Accretion-powered pulsars (accounting for most but not all X-ray pulsars), where the gravitational potential energy of accreted matter is the energy source (producing X-rays that are observable from Earth). The X-ray periods range from as little as a fraction of a second to as much as several minutes. An X-ray pulsar consists of a magnetized neutron star in orbit with a normal stellar companion and are a type of binary star system. The magnetic field strength at the surface of the neutron star is typically about 1012 gauss, over a trillion times stronger than the strength of the magnetic field measured at the surface of the Earth (0.6 gauss).

Magnetars, where the decay of an extremely strong magnetic field powers the radiation.

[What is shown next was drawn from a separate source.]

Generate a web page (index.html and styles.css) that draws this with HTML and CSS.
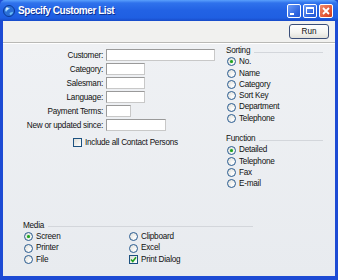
FILE: index.html
```html
<!DOCTYPE html>
<html lang="en">
<head>
  <meta charset="UTF-8" />
  <title>Specify Customer List</title>
  <link rel="stylesheet" href="styles.css">
</head>
<body>
  <div class="window">
    <div class="titlebar">
      <svg class="app-icon" width="12" height="12" viewBox="0 0 12 12">
        <circle cx="6" cy="6" r="5.5" fill="#2a6fd6" stroke="#0b3a99" stroke-width="1"/>
        <path d="M2 5 C3 3 5 2.5 7 3 C6 4.5 4 5 3 7 Z" fill="#8fd0ff"/>
        <path d="M6.5 8 C8 7 9.5 7.5 10 6.5 C10 8.5 8.5 10 7 10 Z" fill="#6cc0f5"/>
        <circle cx="4" cy="3.5" r="1.3" fill="#ffffff" opacity="0.7"/>
      </svg>
      <span class="title">Specify Customer List</span>
      <div class="caption-buttons">
        <span class="cap-btn"><span class="glyph-min"></span></span>
        <span class="cap-btn"><span class="glyph-max"></span></span>
        <span class="cap-btn close">
          <svg width="8" height="8" viewBox="0 0 8 8"><path d="M1 1 L7 7 M7 1 L1 7" stroke="#fff" stroke-width="1.8"/></svg>
        </span>
      </div>
    </div>

    <div class="client">
      <div class="toolbar">
        <button class="run">Run</button>
      </div>

      <div class="content">
        <div class="upper">
          <div class="fields">
            <div class="field-grid">
              <label>Customer:</label><input class="w-customer" type="text">
              <label>Category:</label><input class="w-short" type="text">
              <label>Salesman:</label><input class="w-short" type="text">
              <label>Language:</label><input class="w-short" type="text">
              <label>Payment Terms:</label><input class="w-tiny" type="text">
              <label>New or updated since:</label><input class="w-date" type="text">
            </div>
            <div class="check-row"><span class="checkbox"></span>Include all Contact Persons</div>
          </div>

          <div class="options">
            <div class="group">
              <div class="group-head">Sorting<span class="rule"></span></div>
              <div class="opt"><span class="radio on"></span>No.</div>
              <div class="opt"><span class="radio"></span>Name</div>
              <div class="opt"><span class="radio"></span>Category</div>
              <div class="opt"><span class="radio"></span>Sort Key</div>
              <div class="opt"><span class="radio"></span>Department</div>
              <div class="opt"><span class="radio"></span>Telephone</div>
            </div>
            <div class="group function">
              <div class="group-head">Function<span class="rule"></span></div>
              <div class="opt"><span class="radio on"></span>Detailed</div>
              <div class="opt"><span class="radio"></span>Telephone</div>
              <div class="opt"><span class="radio"></span>Fax</div>
              <div class="opt"><span class="radio"></span>E-mail</div>
            </div>
          </div>
        </div>

        <div class="media">
          <div class="group-head">Media<span class="rule"></span></div>
          <div class="media-grid">
            <div class="opt"><span class="radio on"></span>Screen</div>
            <div class="opt"><span class="radio"></span>Clipboard</div>
            <div class="opt"><span class="radio"></span>Printer</div>
            <div class="opt"><span class="radio"></span>Excel</div>
            <div class="opt"><span class="radio"></span>File</div>
            <div class="opt"><span class="checkbox checked">
              <svg width="7" height="7" viewBox="0 0 7 7"><path d="M1 3.5 L2.8 5.5 L6 1.2" fill="none" stroke="#21a121" stroke-width="1.6"/></svg>
            </span>Print Dialog</div>
          </div>
        </div>
      </div>
    </div>
  </div>
</body>
</html>
```

FILE: styles.css
```css
body {
  margin: 0;
  font-family: "Liberation Sans", Arial, sans-serif;
  font-size: 8.2px;
  letter-spacing: -0.25px;
  color: #111;
}
.window {
  width: 338px;
  height: 280px;
  display: flex;
  flex-direction: column;
  background: #1d4bd4;
}
.titlebar {
  height: 21px;
  display: flex;
  align-items: center;
  padding: 0 5px 0 3px;
  background: linear-gradient(#5aa0fc 0, #2f72ec 3px, #2262e4 50%, #1f5fe2 85%, #174ac8 100%);
  border-radius: 5px 5px 0 0;
}
.app-icon {
  flex: none;
  margin-right: 3px;
}
.title {
  flex: 1;
  color: #fff;
  font-weight: bold;
  font-size: 10px;
  letter-spacing: -0.45px;
  text-shadow: 1px 1px 0 #0c2f8f;
}
.caption-buttons {
  display: flex;
  gap: 2px;
}
.cap-btn {
  width: 14px;
  height: 14px;
  box-sizing: border-box;
  border: 1px solid #fff;
  border-radius: 2px;
  background: linear-gradient(135deg, #6d9cf6, #2d64df 70%, #2357d2);
  display: flex;
  align-items: center;
  justify-content: center;
}
.cap-btn.close {
  background: linear-gradient(135deg, #f08c6e, #e0502f 70%, #c93c1f);
}
.glyph-min {
  width: 4px;
  height: 2px;
  background: #fff;
  margin: 6px 4px 0 0;
}
.glyph-max {
  width: 8px;
  height: 7px;
  box-sizing: border-box;
  border: 1px solid #fff;
  border-top-width: 2px;
}

.client {
  flex: 1;
  display: flex;
  flex-direction: column;
  margin: 0 3px 4px;
  background: #eceef2;
}
.toolbar {
  height: 22px;
  box-sizing: border-box;
  padding: 3px 6px 0 0;
  display: flex;
  justify-content: flex-end;
  align-items: flex-start;
  background: #f1f1ef;
  border-bottom: 1px solid #b9b9b6;
}
.run {
  width: 40px;
  height: 15px;
  padding: 0;
  font: inherit;
  color: #111;
  border: 1px solid #3a4e78;
  border-radius: 3px;
  background: linear-gradient(#ffffff, #f3f3ef 60%, #e2e1da);
}

.content {
  flex: 1;
  display: flex;
  flex-direction: column;
  padding-top: 1px;
  background: linear-gradient(#eff1f4, #e8ebef);
  border-top: 1px solid #fff;
}
.upper {
  display: flex;
}
.fields {
  width: 223px;
  padding-top: 4px;
}
.field-grid {
  display: grid;
  grid-template-columns: 100px auto;
  column-gap: 3px;
  row-gap: 2px;
  align-items: center;
}
.field-grid label {
  text-align: right;
}
.field-grid input {
  height: 12px;
  box-sizing: border-box;
  margin: 0;
  padding: 0;
  border: 1px solid #9a9a9a;
  border-right-color: #c8c8c8;
  border-bottom-color: #c8c8c8;
  background: #fff;
}
.w-customer { width: 109px; }
.w-short { width: 39px; }
.w-tiny { width: 25px; }
.w-date { width: 60px; }

.check-row {
  display: flex;
  align-items: center;
  gap: 3px;
  margin: 6px 0 0 70px;
  line-height: 11px;
}
.checkbox {
  width: 9px;
  height: 9px;
  box-sizing: border-box;
  border: 1px solid #1c5180;
  background: linear-gradient(135deg, #dcdcd7, #fff);
  display: flex;
  align-items: center;
  justify-content: center;
}

.options {
  width: 97px;
}
.group-head {
  display: flex;
  align-items: center;
  gap: 4px;
  line-height: 11.3px;
}
.rule {
  flex: 1;
  margin-top: 3px;
  border-top: 1px solid #d3d6db;
}
.opt {
  display: flex;
  align-items: center;
  gap: 3px;
  line-height: 11.3px;
  padding-left: 1px;
}
.radio {
  width: 9px;
  height: 9px;
  box-sizing: border-box;
  border: 1px solid #2a5c91;
  border-radius: 50%;
  background: radial-gradient(circle at 70% 70%, #fff, #dcdcd6);
  display: flex;
  align-items: center;
  justify-content: center;
}
.radio.on::after {
  content: "";
  width: 3px;
  height: 3px;
  border-radius: 50%;
  background: #22a122;
  box-shadow: 0 0 1px #5ccc5c;
}
.function {
  margin-top: 9px;
}

.media {
  margin-top: auto;
  width: 230px;
  padding: 0 0 11px 20px;
}
.media-grid {
  display: grid;
  grid-template-columns: 105px auto;
}
```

Although all three classes of objects are neutron stars, their observable behaviour and the underlying physics are quite different. There are, however, connections. For example, X-ray pulsars are probably old rotation-powered pulsars that have already lost most of their energy, and have only become visible again after their binary companions expanded and began transferring matter on to the neutron star. The process of accretion can in turn transfer enough angular momentum to the neutron star to "recycle" it as a rotation-powered millisecond pulsar.

At the centre of  the Crab nebula lies the Crab Pulsar, a rotating neuron star, which emits pulses of radiation from gamma rays to radio waves with a spin rate of 30.2 times per second. The Crab Pulsar is believed to be about 28–30 km in diameter; it emits pulses of radiation every 33 milliseconds. Pulses are emitted at wavelengths across the electromagnetic spectrum, from radio waves to X-rays.